- SOURCE EXCERPT -
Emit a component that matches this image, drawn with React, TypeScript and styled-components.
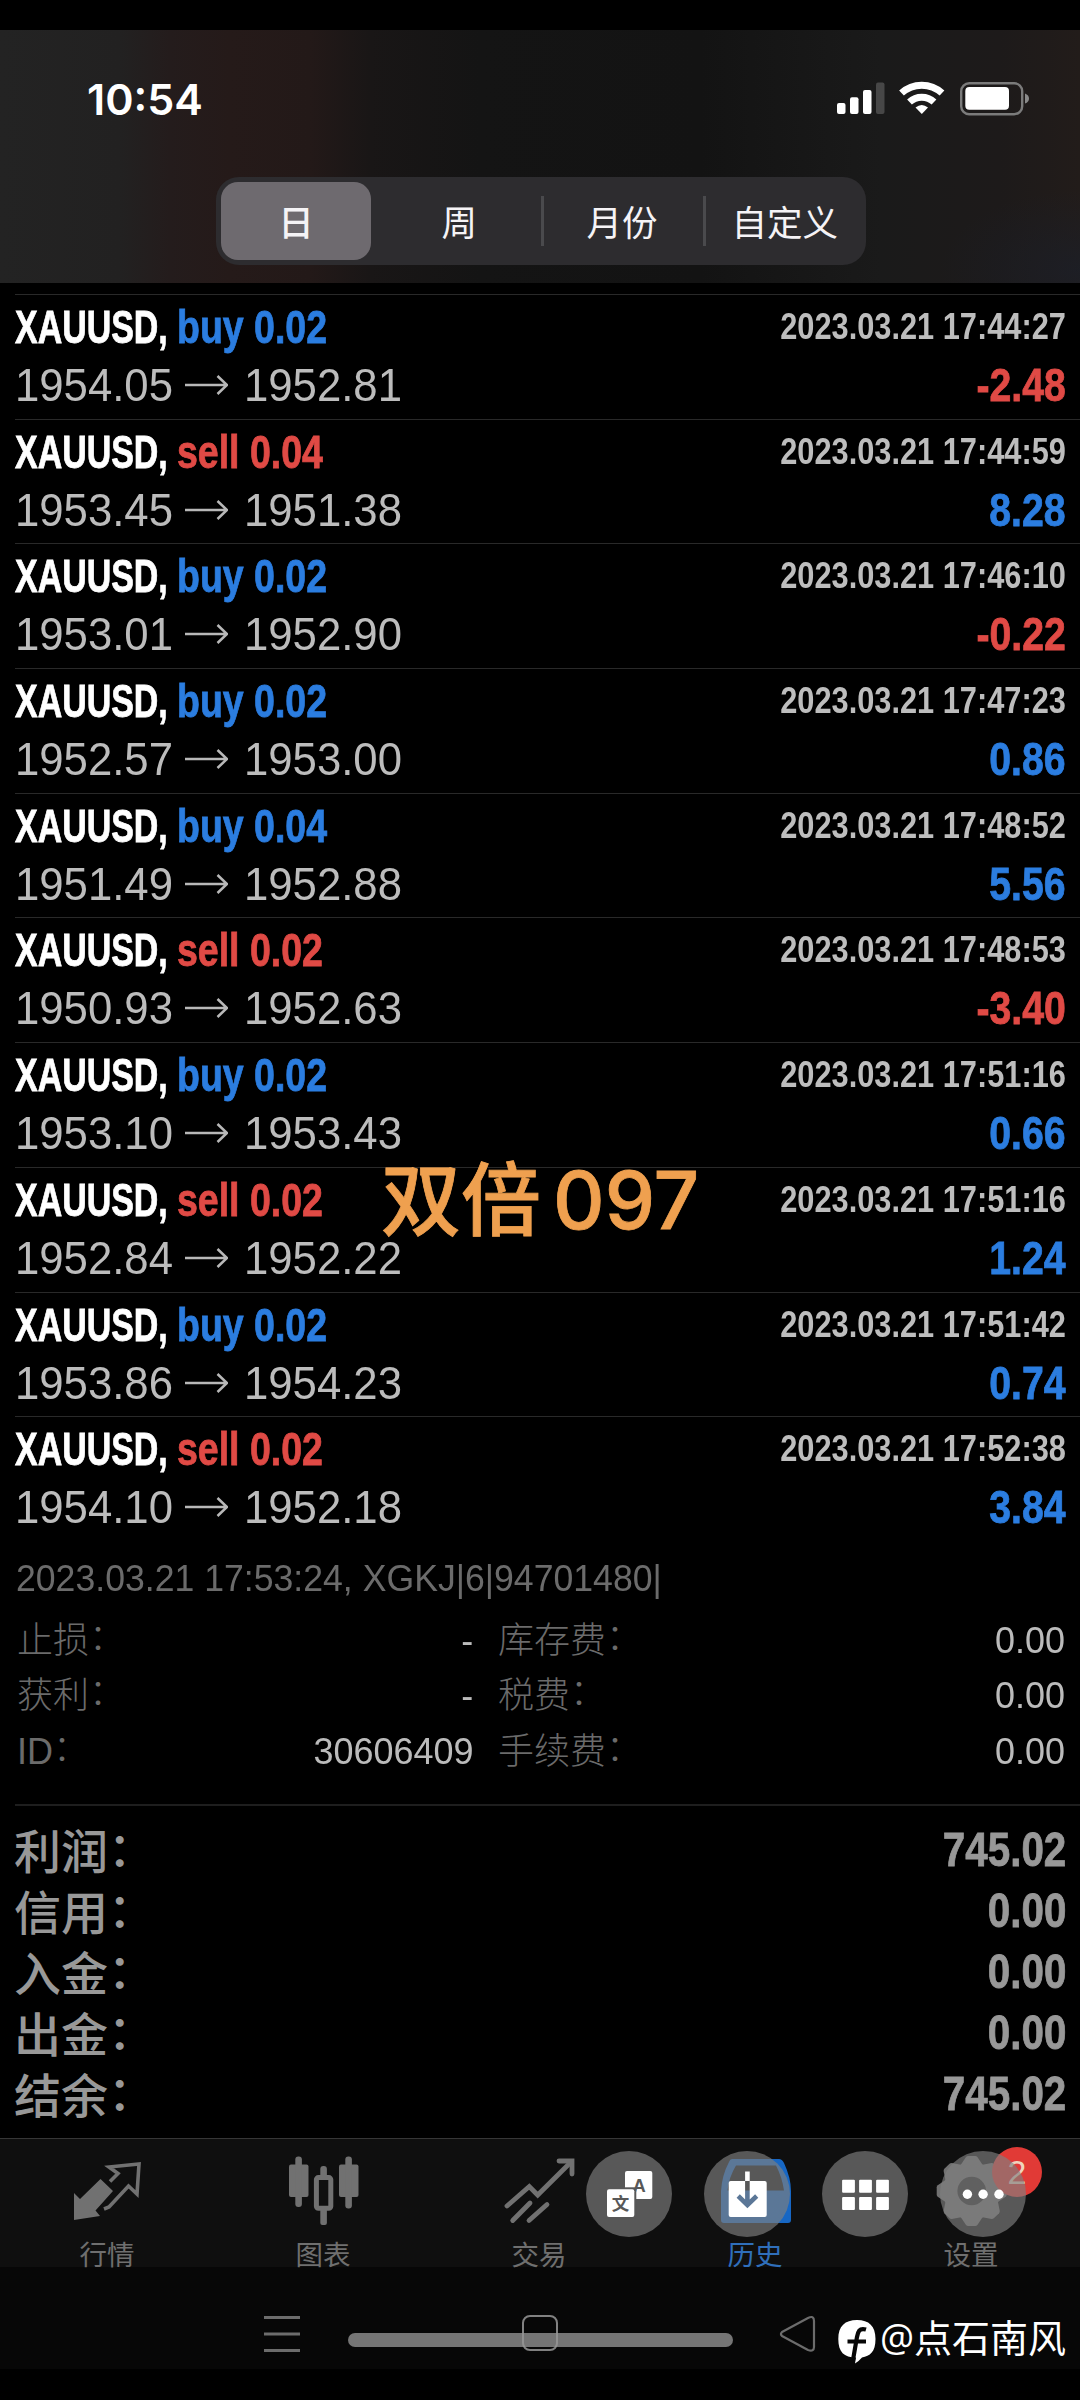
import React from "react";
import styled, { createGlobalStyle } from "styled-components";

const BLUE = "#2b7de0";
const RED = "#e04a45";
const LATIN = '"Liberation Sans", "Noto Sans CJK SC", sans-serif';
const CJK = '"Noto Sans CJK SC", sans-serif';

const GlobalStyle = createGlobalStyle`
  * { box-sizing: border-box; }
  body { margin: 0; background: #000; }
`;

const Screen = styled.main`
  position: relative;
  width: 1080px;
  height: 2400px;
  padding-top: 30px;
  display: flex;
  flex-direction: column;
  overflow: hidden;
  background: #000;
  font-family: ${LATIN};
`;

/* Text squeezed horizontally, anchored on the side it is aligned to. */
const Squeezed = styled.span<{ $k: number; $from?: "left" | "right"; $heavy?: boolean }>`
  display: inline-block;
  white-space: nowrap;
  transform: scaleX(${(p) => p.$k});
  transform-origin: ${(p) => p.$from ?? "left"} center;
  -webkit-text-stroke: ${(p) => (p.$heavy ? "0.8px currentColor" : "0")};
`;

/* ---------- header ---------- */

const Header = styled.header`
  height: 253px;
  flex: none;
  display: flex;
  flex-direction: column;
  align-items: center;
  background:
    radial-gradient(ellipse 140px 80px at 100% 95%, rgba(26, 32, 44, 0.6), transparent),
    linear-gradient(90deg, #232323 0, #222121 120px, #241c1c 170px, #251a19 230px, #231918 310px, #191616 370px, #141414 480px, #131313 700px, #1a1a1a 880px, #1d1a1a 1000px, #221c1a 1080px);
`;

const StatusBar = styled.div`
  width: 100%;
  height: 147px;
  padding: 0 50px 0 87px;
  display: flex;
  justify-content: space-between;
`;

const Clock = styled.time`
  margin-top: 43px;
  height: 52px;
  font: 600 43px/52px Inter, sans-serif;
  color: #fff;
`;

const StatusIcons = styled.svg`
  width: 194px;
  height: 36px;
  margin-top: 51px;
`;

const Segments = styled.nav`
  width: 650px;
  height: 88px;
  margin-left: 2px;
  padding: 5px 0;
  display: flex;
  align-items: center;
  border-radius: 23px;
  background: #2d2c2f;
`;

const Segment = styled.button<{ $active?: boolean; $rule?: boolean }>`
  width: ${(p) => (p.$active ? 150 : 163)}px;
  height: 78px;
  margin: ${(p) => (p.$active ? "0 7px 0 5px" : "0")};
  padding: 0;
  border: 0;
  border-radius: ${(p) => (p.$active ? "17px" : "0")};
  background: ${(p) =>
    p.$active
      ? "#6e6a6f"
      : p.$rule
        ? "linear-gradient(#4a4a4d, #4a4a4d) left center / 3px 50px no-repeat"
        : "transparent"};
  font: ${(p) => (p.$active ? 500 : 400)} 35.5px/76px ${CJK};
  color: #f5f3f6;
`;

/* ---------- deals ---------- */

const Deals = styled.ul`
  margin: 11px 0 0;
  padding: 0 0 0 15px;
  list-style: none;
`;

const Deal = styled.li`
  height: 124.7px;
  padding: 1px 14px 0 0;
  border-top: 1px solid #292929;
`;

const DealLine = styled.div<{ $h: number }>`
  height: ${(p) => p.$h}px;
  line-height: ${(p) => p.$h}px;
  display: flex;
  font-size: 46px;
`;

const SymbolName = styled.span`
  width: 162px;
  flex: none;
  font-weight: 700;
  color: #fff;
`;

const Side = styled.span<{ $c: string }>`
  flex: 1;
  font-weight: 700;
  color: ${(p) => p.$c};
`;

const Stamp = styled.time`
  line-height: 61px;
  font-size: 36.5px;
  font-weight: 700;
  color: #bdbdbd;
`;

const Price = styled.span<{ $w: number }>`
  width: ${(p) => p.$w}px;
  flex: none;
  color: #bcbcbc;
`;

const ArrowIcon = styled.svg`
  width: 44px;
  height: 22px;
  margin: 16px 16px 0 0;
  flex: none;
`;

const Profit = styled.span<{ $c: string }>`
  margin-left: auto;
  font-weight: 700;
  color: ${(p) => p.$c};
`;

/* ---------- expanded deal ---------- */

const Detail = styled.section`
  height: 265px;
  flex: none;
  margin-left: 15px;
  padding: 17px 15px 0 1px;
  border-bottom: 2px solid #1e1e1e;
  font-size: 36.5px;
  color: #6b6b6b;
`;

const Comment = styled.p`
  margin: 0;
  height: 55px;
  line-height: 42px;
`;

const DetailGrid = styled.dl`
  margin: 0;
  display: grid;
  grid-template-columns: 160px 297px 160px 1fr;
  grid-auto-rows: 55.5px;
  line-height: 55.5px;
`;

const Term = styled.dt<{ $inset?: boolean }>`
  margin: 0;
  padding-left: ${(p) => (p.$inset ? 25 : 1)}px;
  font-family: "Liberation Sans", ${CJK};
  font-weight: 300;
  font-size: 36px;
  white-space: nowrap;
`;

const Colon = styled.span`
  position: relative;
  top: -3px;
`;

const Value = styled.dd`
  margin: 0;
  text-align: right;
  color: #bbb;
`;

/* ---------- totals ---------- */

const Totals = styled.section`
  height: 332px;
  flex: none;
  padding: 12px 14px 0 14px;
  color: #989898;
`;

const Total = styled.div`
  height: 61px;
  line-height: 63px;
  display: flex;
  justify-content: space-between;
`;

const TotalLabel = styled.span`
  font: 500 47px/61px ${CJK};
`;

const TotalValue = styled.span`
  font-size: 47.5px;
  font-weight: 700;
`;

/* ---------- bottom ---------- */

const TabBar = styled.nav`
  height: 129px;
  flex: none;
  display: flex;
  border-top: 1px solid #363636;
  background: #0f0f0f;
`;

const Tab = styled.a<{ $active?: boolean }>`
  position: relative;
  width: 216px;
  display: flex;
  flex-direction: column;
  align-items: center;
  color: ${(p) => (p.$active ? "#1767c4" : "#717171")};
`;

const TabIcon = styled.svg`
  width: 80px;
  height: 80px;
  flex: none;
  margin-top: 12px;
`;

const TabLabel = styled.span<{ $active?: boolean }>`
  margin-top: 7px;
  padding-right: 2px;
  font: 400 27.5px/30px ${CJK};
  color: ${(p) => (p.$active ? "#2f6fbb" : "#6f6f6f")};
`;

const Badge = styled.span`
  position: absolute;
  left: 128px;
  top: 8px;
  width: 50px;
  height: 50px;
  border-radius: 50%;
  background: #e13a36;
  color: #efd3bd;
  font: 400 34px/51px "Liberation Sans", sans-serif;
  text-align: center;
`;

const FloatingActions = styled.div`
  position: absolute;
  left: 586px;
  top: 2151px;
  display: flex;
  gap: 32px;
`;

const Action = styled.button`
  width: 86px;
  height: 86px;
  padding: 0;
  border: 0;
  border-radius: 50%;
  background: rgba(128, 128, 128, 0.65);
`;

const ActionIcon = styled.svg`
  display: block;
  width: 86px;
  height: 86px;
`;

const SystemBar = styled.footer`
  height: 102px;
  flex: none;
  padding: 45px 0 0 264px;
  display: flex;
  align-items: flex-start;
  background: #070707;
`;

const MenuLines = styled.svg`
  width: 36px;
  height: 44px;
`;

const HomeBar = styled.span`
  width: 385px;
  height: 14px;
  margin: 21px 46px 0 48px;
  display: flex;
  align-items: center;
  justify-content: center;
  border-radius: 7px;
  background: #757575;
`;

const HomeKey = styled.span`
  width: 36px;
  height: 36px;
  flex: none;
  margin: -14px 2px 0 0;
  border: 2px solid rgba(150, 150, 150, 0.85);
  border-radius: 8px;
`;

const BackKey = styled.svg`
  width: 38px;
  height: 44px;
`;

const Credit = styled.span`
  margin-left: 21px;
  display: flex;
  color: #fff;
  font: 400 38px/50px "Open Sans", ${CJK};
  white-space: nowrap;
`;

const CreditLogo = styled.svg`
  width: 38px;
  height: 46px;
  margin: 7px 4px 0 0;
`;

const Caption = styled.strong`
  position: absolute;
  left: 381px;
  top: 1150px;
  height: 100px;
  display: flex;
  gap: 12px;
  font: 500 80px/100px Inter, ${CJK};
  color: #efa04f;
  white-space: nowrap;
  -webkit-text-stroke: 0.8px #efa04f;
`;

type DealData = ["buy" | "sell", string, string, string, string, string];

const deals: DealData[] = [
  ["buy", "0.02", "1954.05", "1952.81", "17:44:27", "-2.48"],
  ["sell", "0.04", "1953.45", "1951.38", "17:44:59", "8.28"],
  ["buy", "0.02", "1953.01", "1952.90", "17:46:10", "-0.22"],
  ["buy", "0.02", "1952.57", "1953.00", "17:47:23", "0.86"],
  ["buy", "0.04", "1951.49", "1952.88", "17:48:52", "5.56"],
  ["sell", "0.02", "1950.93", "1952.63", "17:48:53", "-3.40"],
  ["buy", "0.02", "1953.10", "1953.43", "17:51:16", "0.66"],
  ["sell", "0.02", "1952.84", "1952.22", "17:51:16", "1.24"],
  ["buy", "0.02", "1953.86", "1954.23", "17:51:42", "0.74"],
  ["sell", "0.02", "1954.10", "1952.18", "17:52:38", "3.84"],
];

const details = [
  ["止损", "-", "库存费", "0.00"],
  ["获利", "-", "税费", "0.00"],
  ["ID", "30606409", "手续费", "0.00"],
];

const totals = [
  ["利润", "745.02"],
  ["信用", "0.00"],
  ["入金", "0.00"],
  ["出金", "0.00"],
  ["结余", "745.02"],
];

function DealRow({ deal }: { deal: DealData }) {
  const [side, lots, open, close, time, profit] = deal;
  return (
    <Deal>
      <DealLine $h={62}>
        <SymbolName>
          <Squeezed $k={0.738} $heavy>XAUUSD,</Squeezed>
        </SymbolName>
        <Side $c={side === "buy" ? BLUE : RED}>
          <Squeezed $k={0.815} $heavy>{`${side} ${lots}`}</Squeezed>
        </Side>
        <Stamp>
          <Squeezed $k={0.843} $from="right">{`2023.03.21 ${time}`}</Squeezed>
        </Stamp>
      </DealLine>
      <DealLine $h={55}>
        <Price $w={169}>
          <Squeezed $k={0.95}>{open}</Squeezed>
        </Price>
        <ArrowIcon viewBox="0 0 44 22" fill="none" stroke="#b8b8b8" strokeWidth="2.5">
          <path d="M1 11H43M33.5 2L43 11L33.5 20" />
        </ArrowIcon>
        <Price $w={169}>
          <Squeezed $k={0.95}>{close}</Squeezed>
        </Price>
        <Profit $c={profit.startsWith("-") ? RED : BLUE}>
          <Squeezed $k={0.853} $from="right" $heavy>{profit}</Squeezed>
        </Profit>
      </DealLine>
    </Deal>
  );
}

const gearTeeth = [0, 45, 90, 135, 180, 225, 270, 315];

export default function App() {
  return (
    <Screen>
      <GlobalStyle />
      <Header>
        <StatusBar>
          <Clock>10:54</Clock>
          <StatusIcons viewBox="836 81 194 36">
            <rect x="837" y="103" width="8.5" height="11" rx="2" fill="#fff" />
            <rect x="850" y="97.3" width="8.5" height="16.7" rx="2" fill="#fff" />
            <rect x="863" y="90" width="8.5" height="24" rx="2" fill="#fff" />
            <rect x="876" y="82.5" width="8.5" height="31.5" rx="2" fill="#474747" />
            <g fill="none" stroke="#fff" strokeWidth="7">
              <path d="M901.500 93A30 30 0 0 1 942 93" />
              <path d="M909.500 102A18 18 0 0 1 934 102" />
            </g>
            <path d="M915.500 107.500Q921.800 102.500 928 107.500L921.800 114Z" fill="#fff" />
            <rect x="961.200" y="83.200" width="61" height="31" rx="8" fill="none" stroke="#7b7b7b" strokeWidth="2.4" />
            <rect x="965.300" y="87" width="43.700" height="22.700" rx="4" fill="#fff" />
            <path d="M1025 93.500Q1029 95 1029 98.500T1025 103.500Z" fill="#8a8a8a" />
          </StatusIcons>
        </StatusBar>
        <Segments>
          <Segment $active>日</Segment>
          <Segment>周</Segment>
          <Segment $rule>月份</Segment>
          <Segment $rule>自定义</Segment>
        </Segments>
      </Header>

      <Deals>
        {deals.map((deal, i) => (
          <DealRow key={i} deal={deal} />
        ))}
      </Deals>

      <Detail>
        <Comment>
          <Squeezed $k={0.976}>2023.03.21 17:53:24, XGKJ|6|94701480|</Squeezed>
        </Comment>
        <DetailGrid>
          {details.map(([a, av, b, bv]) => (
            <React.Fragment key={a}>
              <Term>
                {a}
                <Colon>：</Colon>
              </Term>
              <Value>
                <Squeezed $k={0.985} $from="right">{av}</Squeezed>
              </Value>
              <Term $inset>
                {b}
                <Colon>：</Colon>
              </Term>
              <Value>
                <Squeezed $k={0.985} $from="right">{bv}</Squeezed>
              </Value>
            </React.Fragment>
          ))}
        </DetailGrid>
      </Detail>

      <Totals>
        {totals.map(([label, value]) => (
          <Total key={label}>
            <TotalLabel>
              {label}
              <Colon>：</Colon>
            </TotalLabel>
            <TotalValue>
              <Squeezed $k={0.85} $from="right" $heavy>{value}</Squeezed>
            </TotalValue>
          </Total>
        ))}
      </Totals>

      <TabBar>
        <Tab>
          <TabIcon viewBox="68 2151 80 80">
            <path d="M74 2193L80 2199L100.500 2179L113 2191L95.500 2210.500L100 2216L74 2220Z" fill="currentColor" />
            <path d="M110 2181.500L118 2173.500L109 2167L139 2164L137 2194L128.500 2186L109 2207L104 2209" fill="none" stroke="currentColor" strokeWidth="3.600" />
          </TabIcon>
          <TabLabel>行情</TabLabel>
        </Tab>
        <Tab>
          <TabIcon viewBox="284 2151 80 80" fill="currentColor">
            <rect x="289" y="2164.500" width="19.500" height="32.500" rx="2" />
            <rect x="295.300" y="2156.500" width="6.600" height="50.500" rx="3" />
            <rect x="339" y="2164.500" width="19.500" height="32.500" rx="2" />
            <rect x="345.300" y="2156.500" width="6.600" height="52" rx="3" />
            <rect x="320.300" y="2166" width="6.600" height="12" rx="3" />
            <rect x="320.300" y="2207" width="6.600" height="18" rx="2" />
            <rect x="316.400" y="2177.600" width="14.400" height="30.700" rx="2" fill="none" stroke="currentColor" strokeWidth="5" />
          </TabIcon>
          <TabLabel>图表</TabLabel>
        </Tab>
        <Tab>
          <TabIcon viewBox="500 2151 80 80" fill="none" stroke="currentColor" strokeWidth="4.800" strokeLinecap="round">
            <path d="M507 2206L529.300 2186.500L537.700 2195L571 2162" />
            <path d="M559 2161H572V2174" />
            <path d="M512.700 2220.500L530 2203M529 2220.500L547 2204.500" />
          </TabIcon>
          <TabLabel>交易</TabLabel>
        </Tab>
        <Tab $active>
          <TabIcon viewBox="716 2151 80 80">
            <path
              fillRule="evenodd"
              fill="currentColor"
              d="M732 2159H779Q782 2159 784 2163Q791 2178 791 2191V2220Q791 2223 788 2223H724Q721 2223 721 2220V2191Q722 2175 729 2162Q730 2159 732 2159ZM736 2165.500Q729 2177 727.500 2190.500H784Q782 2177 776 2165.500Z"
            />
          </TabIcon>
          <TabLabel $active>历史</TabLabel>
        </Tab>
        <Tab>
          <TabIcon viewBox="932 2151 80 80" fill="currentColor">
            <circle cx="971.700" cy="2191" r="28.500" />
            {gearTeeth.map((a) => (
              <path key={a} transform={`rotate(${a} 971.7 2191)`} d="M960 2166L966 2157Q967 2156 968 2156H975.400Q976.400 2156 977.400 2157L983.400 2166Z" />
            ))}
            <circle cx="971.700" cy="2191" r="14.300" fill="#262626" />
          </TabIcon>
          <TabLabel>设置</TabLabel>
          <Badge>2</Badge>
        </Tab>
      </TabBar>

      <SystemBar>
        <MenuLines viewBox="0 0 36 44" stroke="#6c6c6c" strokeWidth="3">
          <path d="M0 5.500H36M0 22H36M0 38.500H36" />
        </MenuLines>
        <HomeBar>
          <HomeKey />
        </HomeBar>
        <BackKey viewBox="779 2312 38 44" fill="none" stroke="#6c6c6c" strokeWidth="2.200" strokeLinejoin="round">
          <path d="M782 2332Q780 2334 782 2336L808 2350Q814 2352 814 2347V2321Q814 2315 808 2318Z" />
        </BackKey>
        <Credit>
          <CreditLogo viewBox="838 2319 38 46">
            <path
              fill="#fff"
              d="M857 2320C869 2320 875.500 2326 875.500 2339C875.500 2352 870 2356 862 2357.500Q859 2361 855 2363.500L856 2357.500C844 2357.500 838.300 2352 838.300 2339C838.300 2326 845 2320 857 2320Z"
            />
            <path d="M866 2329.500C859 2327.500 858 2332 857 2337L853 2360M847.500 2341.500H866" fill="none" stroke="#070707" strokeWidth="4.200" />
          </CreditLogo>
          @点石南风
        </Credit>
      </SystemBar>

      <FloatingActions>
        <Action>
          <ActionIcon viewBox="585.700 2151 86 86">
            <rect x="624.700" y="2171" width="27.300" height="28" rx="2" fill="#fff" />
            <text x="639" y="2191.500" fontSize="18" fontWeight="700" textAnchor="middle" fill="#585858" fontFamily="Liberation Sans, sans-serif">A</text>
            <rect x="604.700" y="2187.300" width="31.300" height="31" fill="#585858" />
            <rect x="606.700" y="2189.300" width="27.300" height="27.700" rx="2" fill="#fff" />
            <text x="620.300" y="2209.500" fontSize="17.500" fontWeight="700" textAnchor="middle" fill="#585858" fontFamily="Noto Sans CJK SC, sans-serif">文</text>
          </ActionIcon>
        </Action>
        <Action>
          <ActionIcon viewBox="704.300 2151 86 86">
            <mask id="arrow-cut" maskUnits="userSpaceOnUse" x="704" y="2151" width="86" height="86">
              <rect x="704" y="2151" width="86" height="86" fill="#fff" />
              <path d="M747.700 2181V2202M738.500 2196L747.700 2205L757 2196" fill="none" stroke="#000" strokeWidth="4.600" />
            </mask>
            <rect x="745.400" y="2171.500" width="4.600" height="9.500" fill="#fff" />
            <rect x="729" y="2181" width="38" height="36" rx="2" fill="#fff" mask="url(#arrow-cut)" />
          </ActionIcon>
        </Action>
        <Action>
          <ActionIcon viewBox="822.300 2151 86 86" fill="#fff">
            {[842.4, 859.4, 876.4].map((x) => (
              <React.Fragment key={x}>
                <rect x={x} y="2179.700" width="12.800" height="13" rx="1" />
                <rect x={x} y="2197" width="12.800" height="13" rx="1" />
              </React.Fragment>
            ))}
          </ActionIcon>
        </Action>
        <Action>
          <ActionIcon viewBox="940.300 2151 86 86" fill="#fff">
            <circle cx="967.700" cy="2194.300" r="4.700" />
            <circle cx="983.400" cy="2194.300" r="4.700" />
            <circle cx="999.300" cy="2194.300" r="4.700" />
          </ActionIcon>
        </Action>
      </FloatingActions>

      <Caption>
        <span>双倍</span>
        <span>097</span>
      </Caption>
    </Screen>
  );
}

- WHAT YOU WILL DO -
The lines from the top of the data above through the one holding "header ---------- */" are to be repeated exactly, and only those, with no pictures.

- EXERCISE RESPONSE -
Emit a component that matches this image, drawn with React, TypeScript and styled-components.
import React from "react";
import styled, { createGlobalStyle } from "styled-components";

const BLUE = "#2b7de0";
const RED = "#e04a45";
const LATIN = '"Liberation Sans", "Noto Sans CJK SC", sans-serif';
const CJK = '"Noto Sans CJK SC", sans-serif';

const GlobalStyle = createGlobalStyle`
  * { box-sizing: border-box; }
  body { margin: 0; background: #000; }
`;

const Screen = styled.main`
  position: relative;
  width: 1080px;
  height: 2400px;
  padding-top: 30px;
  display: flex;
  flex-direction: column;
  overflow: hidden;
  background: #000;
  font-family: ${LATIN};
`;

/* Text squeezed horizontally, anchored on the side it is aligned to. */
const Squeezed = styled.span<{ $k: number; $from?: "left" | "right"; $heavy?: boolean }>`
  display: inline-block;
  white-space: nowrap;
  transform: scaleX(${(p) => p.$k});
  transform-origin: ${(p) => p.$from ?? "left"} center;
  -webkit-text-stroke: ${(p) => (p.$heavy ? "0.8px currentColor" : "0")};
`;

/* ---------- header ---------- */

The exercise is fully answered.